4. Small startup as first customer — target a 5–30 person fabless startup. They can't afford full ARM licenses. Offer a founder-to-founder deal: lower upfront, keep royalties. They get affordable IP, you get a design win reference.
It depends entirely on the open-source license:
MIT / Apache 2.0: Yes, you can use as a base, modify, and sell commercially. Attribution required. No copyleft.
CERN-OHL-S / GPL: Copyleft — any derivative must also be open-sourced. You cannot sell a closed commercial derivative.
Solderpad / CERN-OHL-P / CERN-OHL-W: Permissive or weak copyleft — commercial derivatives allowed with conditions.
Best approach: build your core IP from scratch (full ownership), and optionally use MIT/Apache libraries for testbench utilities or helper scripts. Always check the license of every file you incorporate.

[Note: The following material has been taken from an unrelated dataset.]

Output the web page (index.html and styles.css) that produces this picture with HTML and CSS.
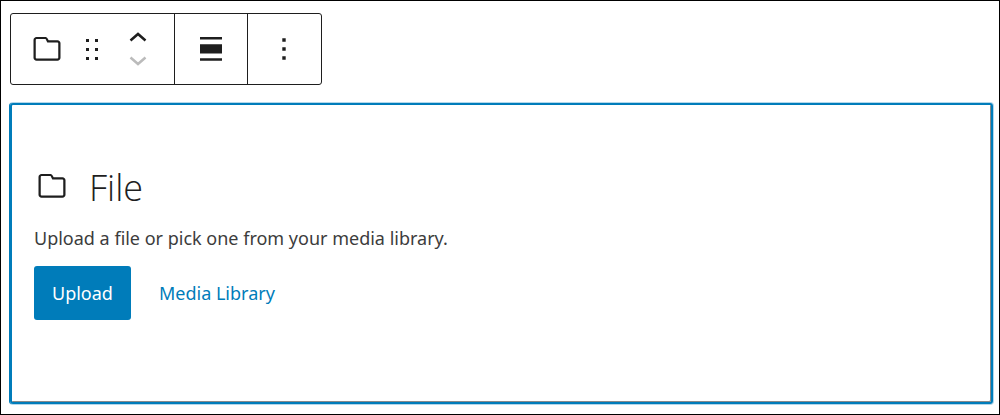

For a focused, well-defined IP like a UART/SPI controller: 2–4 months for an experienced RTL engineer working part-time.
For a medium-complexity IP like an AXI DMA controller: 6–12 months part-time, or 3–6 months full-time. This includes RTL, verification, documentation, and synthesis validation.
For a complex IP like a full RISC-V core: 1–3 years full-time with a small team.
The documentation and verification typically take as long as the RTL design itself. Don't underestimate this — it's what separates a product from a prototype.
| Week | Milestone | Output |
|---|---|---|
| Week 1–2 | Choose your niche IP | Written 1-page product definition: what it does, target customers, competitive landscape |
| Week 3–6 | Design RTL v0.1 | Working Verilog/SV module passing basic directed sim, checked into GitHub |
| Week 7–8 | Write testbench | cocotb or UVM TB running 20+ test cases; lint-clean with Verilator |
| Week 9–10 | FPGA prototype | IP running on Arty A7 or DE10-Lite, actual hardware behavior confirmed |
| Week 11–12 | Documentation v1 | 20-page datasheet: block diagram, port list, programming model, timing diagrams |
| Week 12 | First outreach | 10 LinkedIn messages sent to IC design managers. First prospect meeting booked. |
The semiconductor industry generates hundreds of billions of dollars per year, but most people only hear about it through chip manufacturers like TSMC or fabless design houses like Qualcomm and NVIDIA. Hidden behind these names is a quieter, more profitable layer: the IP vendors — companies that sell the reusable building blocks that every chip is assembled from.
Soft IP is the software of the hardware world. A well-designed AXI DMA controller, once built, can be licensed hundreds of times across different customers and generations of silicon. Each license is nearly pure margin. Each chip shipped earns a royalty. Unlike a chip startup — which burns tens of millions building a single product before generating a dollar — an IP company can reach profitability with two or three engineers and a handful of customers.
Until recently, professional semiconductor development required expensive Synopsys or Cadence licenses that put the barrier well beyond individual engineers. That barrier is gone. Yosys synthesises production RTL. Verilator simulates it at near-commercial speed. Cocotb writes Python testbenches that rival UVM environments. OpenROAD routes chips to GDSII. SkyWater's Sky130 PDK tapes out silicon for free through the Google-sponsored Open MPW program.
The infrastructure that once required a $10M EDA budget is now free. What remains scarce is deep domain expertise — the ability to design a DMA controller that handles every corner case, or a crypto core that meets FIPS 140-3, or a DDR PHY that closes timing on your customer's specific process. That expertise is what engineers spend careers building. It is also exactly what you can package and sell.
The opportunity has never been larger, the tools have never been more accessible, and the world has never needed more semiconductor IP — every AI chip, every EV controller, every 5G radio is assembled from dozens of licensed IP blocks. The question is not whether this business model works. ARM, SiFive, CEVA, and Rambus proved it does. The question is whether you will build the next one.